Diary

Entry 1

Managing editor and co-host Brooke Gladstone(Digital images sponsored by RadioShack)

The hour of truth. My husband, Fred, gets the bagels and we listen to the show. You can tweak it, torture it in the studio all night long, but you never can tell if you’ve nailed it until it comes out of the box at home.

People ask me, why does it take so long—roughly 300 man-hours—to produce one hour of radio? I don’t know. It’s like years ago when I used to take pictures and print them in my own little darkroom. I would start around 11 p.m., closeted under a safelight, and emerge seven hours later, squinting at the dawn.

I know there’s something about the technology that invites compulsive fiddling. In photography, an extra second of exposure in a darkroom can change the character of a print. In radio, a second more or less of silence, or laughter, or stumbling can change the impact of a moment.

Back in the old days of quarter-inch tape, I’d slice off an “s” by accident, and spend the next 10 minutes with my tush in the air, crawling under the cutting deck in search of a sliver of acetate. Now, with digital editing, nothing gets lost, you can try it a hundred different ways, and so we do.

By “we,” I mean the staff of On the Media, a program that was launched for the third time in January 2001. This is a show that, despite a lot of talent running through it over the years, has had a lot of trouble getting off the ground. For one thing, the name of the show, On the Media, summons up the bone-crunching tedium of journalists picking the fluff out of their navels, endlessly engaged in metaphorical masturbation and self-flagellation (though if it weren’t metaphorical that would make for a marginally more interesting program).

But really, we aren’t that show. And we spend a lot of time trying to compensate for the name by undermining it as much as possible. At least on a good day. As for today’s show, here’s what we got:

  • Back-to-back interviews with two supporters of Israel. One favors the recent boycott of the New York Times by Jewish groups, the other doesn’t. … Not a thrilling lead but some good points scored.
  • Co-host Bob Garfield and I read a few listener letters. Less hate mail than usual, which is too bad, because hate mail makes better radio.
  • My interview with the lawyer of the first journalist ever subpoenaed to testify in The Hague. This is what we call a “mission-oriented” interview. Important story. Not much juice.
  • Solid piece on how satellite radio is selling seven months after its launch. Lots of sound, and a fine topic for our listeners who, by definition, have a greater than average interest in radio.

(So far, this week’s show seems to suffer from a slight excess of earnestness. This is unusual. More often, it’s a touch too much irony that throws it out of balance. But generally, we prefer those shows.)

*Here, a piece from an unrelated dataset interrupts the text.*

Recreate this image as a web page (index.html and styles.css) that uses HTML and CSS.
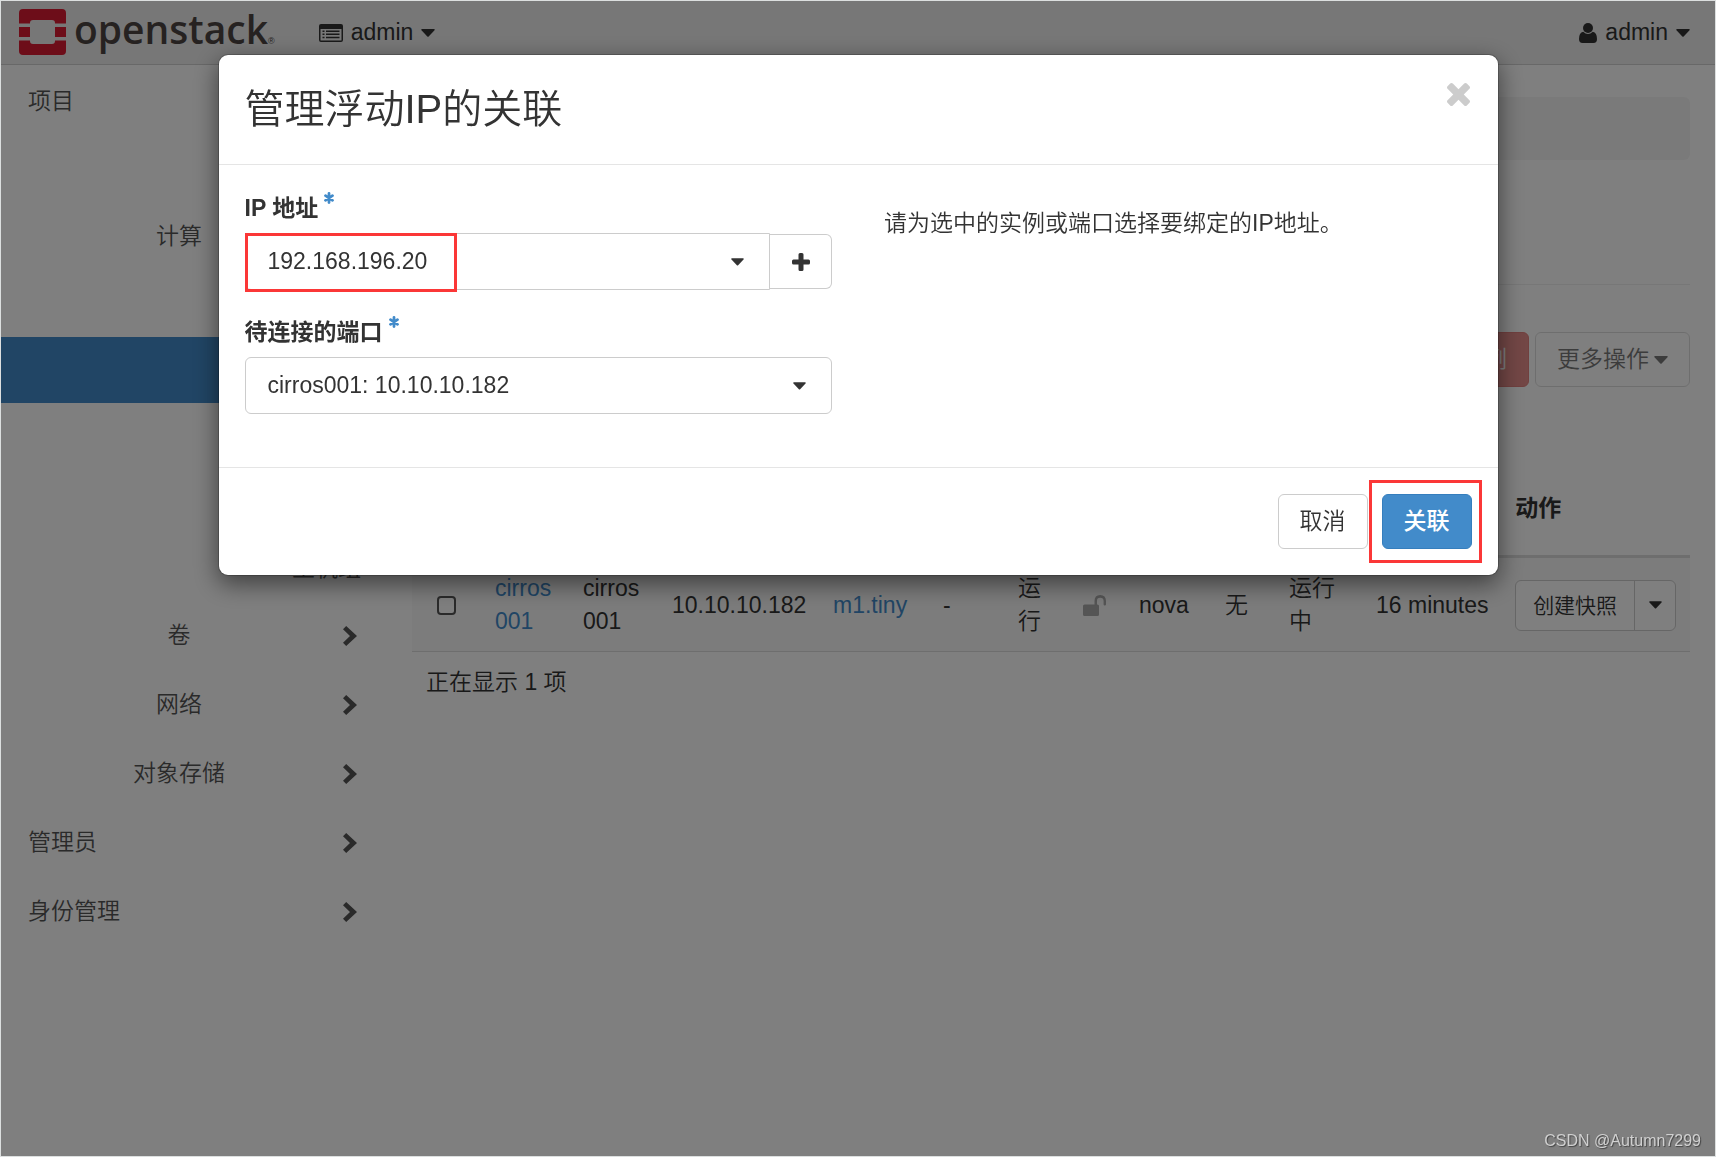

  • An interview about the demise of Ally McBeal, which ends Monday. Touches  memoir, miniskirts, feminism, post-feminism, post-post-feminism. … Listenable, but it feels a little late.
  • Interview with the host of a new half-hour Spanish-language TV show (read: infommercial) that starts Monday, sponsored by the GOP. Garfield gently wields the cattle prod.
  • Here’s the one I was worried about: a discussion of the ethics of Jay Jonah Jamison, the editor of the Daily Bugle where Spider-Man works, versus the ethics of the Daily Planet’s Perry White. This is supposed to be three-quarters a parody of the aforementioned navel-fluff-picking genre, and one-quarter cultural commentary. Does it work? (Fred kinda laughs, kinda shrugs.) Kinda worked, I guess.
  • A rebroadcast of Garfield’s piece on direct-to-consumer prescription drug advertising. Characteristically caustic, smart.

I rate this week’s show a solid B. My 16-year-old daughters, Sophie and Maxine, wandered in for bagels and hung around, evincing less boredom than usual. Sophie even said that if she ran across it spinning the dial she might have stayed with it on her own.

But I take this with a grain of salt. It could be a little carry-over goodwill from Mother’s Day, when they actually sat through the whole show. Or, more likely, they are just trying to avoid their planned activity for the day: taking SAT II practice tests.